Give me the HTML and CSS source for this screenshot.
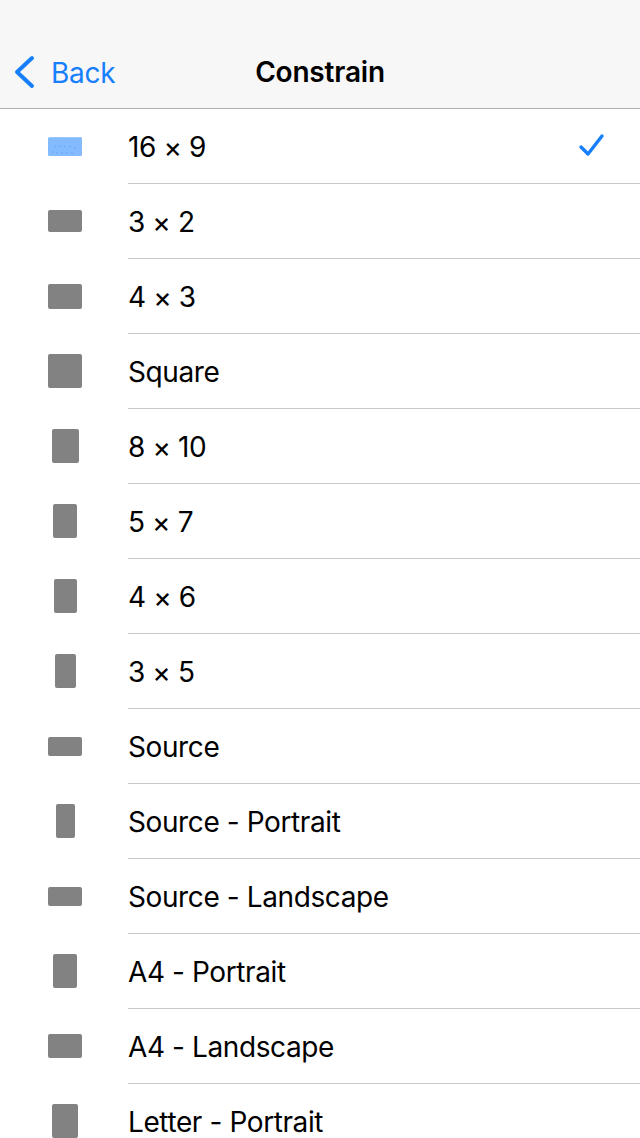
FILE: index.html
```html
<!DOCTYPE html>
<html lang="en">
<head>
<meta charset="utf-8">
<title>Constrain</title>
<link rel="stylesheet" href="styles.css">
</head>
<body>
<header class="navbar">
  <a class="back" href="#">
    <svg class="chevron" width="24" height="34" viewBox="0 0 24 34"><path d="M19 3 L4 17 L19 31" fill="none" stroke="currentColor" stroke-width="4" stroke-linecap="round" stroke-linejoin="round"/></svg>
    <span>Back</span>
  </a>
  <h1 class="title">Constrain</h1>
</header>
<ul class="list">
  <li class="row selected"><span class="icon-box"><svg class="shape-svg" width="34" height="19" viewBox="0 0 34 19"><rect width="34" height="19" rx="1.5" fill="#84bbff"/><g fill="#5e9ef7"><circle cx="7" cy="9.5" r="0.7"/><circle cx="12" cy="9.5" r="0.7"/><circle cx="17" cy="9.5" r="0.7"/><circle cx="22" cy="9.5" r="0.7"/><circle cx="27" cy="11" r="0.7"/><circle cx="5" cy="15" r="0.7"/><circle cx="9" cy="16" r="0.7"/><circle cx="14" cy="16" r="0.7"/><circle cx="19" cy="16" r="0.7"/><circle cx="24" cy="16" r="0.7"/></g><path d="M1 0.5 H33" stroke="#b8d8ff" stroke-width="1" stroke-dasharray="1 1.5"/></svg></span><span class="label"><span class="text">16 × 9</span><svg class="check" width="30" height="28" viewBox="0 0 30 28"><path d="M4 15 L11 22 L25 4" fill="none" stroke="currentColor" stroke-width="3.4" stroke-linecap="round" stroke-linejoin="round"/></svg></span></li>
  <li class="row"><span class="icon-box"><span class="shape" style="width:34px;height:22px"></span></span><span class="label"><span class="text">3 × 2</span></span></li>
  <li class="row"><span class="icon-box"><span class="shape" style="width:34px;height:25px"></span></span><span class="label"><span class="text">4 × 3</span></span></li>
  <li class="row"><span class="icon-box"><span class="shape" style="width:34px;height:34px"></span></span><span class="label"><span class="text">Square</span></span></li>
  <li class="row"><span class="icon-box"><span class="shape" style="width:27px;height:34px"></span></span><span class="label"><span class="text">8 × 10</span></span></li>
  <li class="row"><span class="icon-box"><span class="shape" style="width:24px;height:34px"></span></span><span class="label"><span class="text">5 × 7</span></span></li>
  <li class="row"><span class="icon-box"><span class="shape" style="width:23px;height:34px"></span></span><span class="label"><span class="text">4 × 6</span></span></li>
  <li class="row"><span class="icon-box"><span class="shape" style="width:21px;height:34px"></span></span><span class="label"><span class="text">3 × 5</span></span></li>
  <li class="row"><span class="icon-box"><span class="shape" style="width:34px;height:19px"></span></span><span class="label"><span class="text">Source</span></span></li>
  <li class="row"><span class="icon-box"><span class="shape" style="width:19px;height:34px"></span></span><span class="label"><span class="text">Source - Portrait</span></span></li>
  <li class="row"><span class="icon-box"><span class="shape" style="width:34px;height:19px"></span></span><span class="label"><span class="text">Source - Landscape</span></span></li>
  <li class="row"><span class="icon-box"><span class="shape" style="width:24px;height:34px"></span></span><span class="label"><span class="text">A4 - Portrait</span></span></li>
  <li class="row"><span class="icon-box"><span class="shape" style="width:34px;height:24px"></span></span><span class="label"><span class="text">A4 - Landscape</span></span></li>
  <li class="row"><span class="icon-box"><span class="shape" style="width:26px;height:34px"></span></span><span class="label"><span class="text">Letter - Portrait</span></span></li>
</ul>
</body>
</html>
```
FILE: styles.css
```css
* { box-sizing: border-box; }
html, body {
  margin: 0;
  padding: 0;
  background: #ffffff;
}
body {
  font-family: "Inter", "Liberation Sans", sans-serif;
  color: #000;
  -webkit-font-smoothing: antialiased;
}
.navbar {
  position: relative;
  height: 109px;
  background: #f7f7f7;
  border-bottom: 1px solid #b0b0b0;
  display: flex;
  align-items: flex-end;
  padding-bottom: 19px;
}
.back {
  display: flex;
  align-items: center;
  gap: 14px;
  color: #177ffb;
  text-decoration: none;
  font-size: 28px;
  letter-spacing: -0.3px;
  padding-left: 13px;
  height: 34px;
}
.back span { position: relative; top: 1px; }
.chevron { display: block; }
.title {
  position: absolute;
  left: 0;
  right: 0;
  bottom: 19px;
  margin: 0;
  text-align: center;
  font-size: 28px;
  font-weight: 600;
  letter-spacing: -0.2px;
  line-height: 34px;
}
.list {
  list-style: none;
  margin: 0;
  padding: 0;
}
.row {
  display: flex;
  align-items: flex-start;
}
.icon-box {
  width: 34px;
  height: 74px;
  margin-left: 48px;
  margin-right: 46px;
  display: flex;
  align-items: center;
  justify-content: center;
  flex: none;
}
.shape {
  display: block;
  background: #828282;
  border-radius: 2px;
}
.shape-svg { display: block; }
.label {
  flex: 1;
  height: 75px;
  border-bottom: 1px solid #c8c7cc;
  display: flex;
  align-items: center;
  justify-content: space-between;
  font-size: 28px;
  letter-spacing: -0.4px;
  padding-right: 33px;
}
.text {
  position: relative;
  top: 1px;
}
.check {
  color: #177ffb;
  display: block;
}
```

**Directive:** Repeat the material above word for word, please, apart from its images.

**Written solution:**
Give me the HTML and CSS source for this screenshot.
FILE: index.html
```html
<!DOCTYPE html>
<html lang="en">
<head>
<meta charset="utf-8">
<title>Constrain</title>
<link rel="stylesheet" href="styles.css">
</head>
<body>
<header class="navbar">
  <a class="back" href="#">
    <svg class="chevron" width="24" height="34" viewBox="0 0 24 34"><path d="M19 3 L4 17 L19 31" fill="none" stroke="currentColor" stroke-width="4" stroke-linecap="round" stroke-linejoin="round"/></svg>
    <span>Back</span>
  </a>
  <h1 class="title">Constrain</h1>
</header>
<ul class="list">
  <li class="row selected"><span class="icon-box"><svg class="shape-svg" width="34" height="19" viewBox="0 0 34 19"><rect width="34" height="19" rx="1.5" fill="#84bbff"/><g fill="#5e9ef7"><circle cx="7" cy="9.5" r="0.7"/><circle cx="12" cy="9.5" r="0.7"/><circle cx="17" cy="9.5" r="0.7"/><circle cx="22" cy="9.5" r="0.7"/><circle cx="27" cy="11" r="0.7"/><circle cx="5" cy="15" r="0.7"/><circle cx="9" cy="16" r="0.7"/><circle cx="14" cy="16" r="0.7"/><circle cx="19" cy="16" r="0.7"/><circle cx="24" cy="16" r="0.7"/></g><path d="M1 0.5 H33" stroke="#b8d8ff" stroke-width="1" stroke-dasharray="1 1.5"/></svg></span><span class="label"><span class="text">16 × 9</span><svg class="check" width="30" height="28" viewBox="0 0 30 28"><path d="M4 15 L11 22 L25 4" fill="none" stroke="currentColor" stroke-width="3.4" stroke-linecap="round" stroke-linejoin="round"/></svg></span></li>
  <li class="row"><span class="icon-box"><span class="shape" style="width:34px;height:22px"></span></span><span class="label"><span class="text">3 × 2</span></span></li>
  <li class="row"><span class="icon-box"><span class="shape" style="width:34px;height:25px"></span></span><span class="label"><span class="text">4 × 3</span></span></li>
  <li class="row"><span class="icon-box"><span class="shape" style="width:34px;height:34px"></span></span><span class="label"><span class="text">Square</span></span></li>
  <li class="row"><span class="icon-box"><span class="shape" style="width:27px;height:34px"></span></span><span class="label"><span class="text">8 × 10</span></span></li>
  <li class="row"><span class="icon-box"><span class="shape" style="width:24px;height:34px"></span></span><span class="label"><span class="text">5 × 7</span></span></li>
  <li class="row"><span class="icon-box"><span class="shape" style="width:23px;height:34px"></span></span><span class="label"><span class="text">4 × 6</span></span></li>
  <li class="row"><span class="icon-box"><span class="shape" style="width:21px;height:34px"></span></span><span class="label"><span class="text">3 × 5</span></span></li>
  <li class="row"><span class="icon-box"><span class="shape" style="width:34px;height:19px"></span></span><span class="label"><span class="text">Source</span></span></li>
  <li class="row"><span class="icon-box"><span class="shape" style="width:19px;height:34px"></span></span><span class="label"><span class="text">Source - Portrait</span></span></li>
  <li class="row"><span class="icon-box"><span class="shape" style="width:34px;height:19px"></span></span><span class="label"><span class="text">Source - Landscape</span></span></li>
  <li class="row"><span class="icon-box"><span class="shape" style="width:24px;height:34px"></span></span><span class="label"><span class="text">A4 - Portrait</span></span></li>
  <li class="row"><span class="icon-box"><span class="shape" style="width:34px;height:24px"></span></span><span class="label"><span class="text">A4 - Landscape</span></span></li>
  <li class="row"><span class="icon-box"><span class="shape" style="width:26px;height:34px"></span></span><span class="label"><span class="text">Letter - Portrait</span></span></li>
</ul>
</body>
</html>
```
FILE: styles.css
```css
* { box-sizing: border-box; }
html, body {
  margin: 0;
  padding: 0;
  background: #ffffff;
}
body {
  font-family: "Inter", "Liberation Sans", sans-serif;
  color: #000;
  -webkit-font-smoothing: antialiased;
}
.navbar {
  position: relative;
  height: 109px;
  background: #f7f7f7;
  border-bottom: 1px solid #b0b0b0;
  display: flex;
  align-items: flex-end;
  padding-bottom: 19px;
}
.back {
  display: flex;
  align-items: center;
  gap: 14px;
  color: #177ffb;
  text-decoration: none;
  font-size: 28px;
  letter-spacing: -0.3px;
  padding-left: 13px;
  height: 34px;
}
.back span { position: relative; top: 1px; }
.chevron { display: block; }
.title {
  position: absolute;
  left: 0;
  right: 0;
  bottom: 19px;
  margin: 0;
  text-align: center;
  font-size: 28px;
  font-weight: 600;
  letter-spacing: -0.2px;
  line-height: 34px;
}
.list {
  list-style: none;
  margin: 0;
  padding: 0;
}
.row {
  display: flex;
  align-items: flex-start;
}
.icon-box {
  width: 34px;
  height: 74px;
  margin-left: 48px;
  margin-right: 46px;
  display: flex;
  align-items: center;
  justify-content: center;
  flex: none;
}
.shape {
  display: block;
  background: #828282;
  border-radius: 2px;
}
.shape-svg { display: block; }
.label {
  flex: 1;
  height: 75px;
  border-bottom: 1px solid #c8c7cc;
  display: flex;
  align-items: center;
  justify-content: space-between;
  font-size: 28px;
  letter-spacing: -0.4px;
  padding-right: 33px;
}
.text {
  position: relative;
  top: 1px;
}
.check {
  color: #177ffb;
  display: block;
}
```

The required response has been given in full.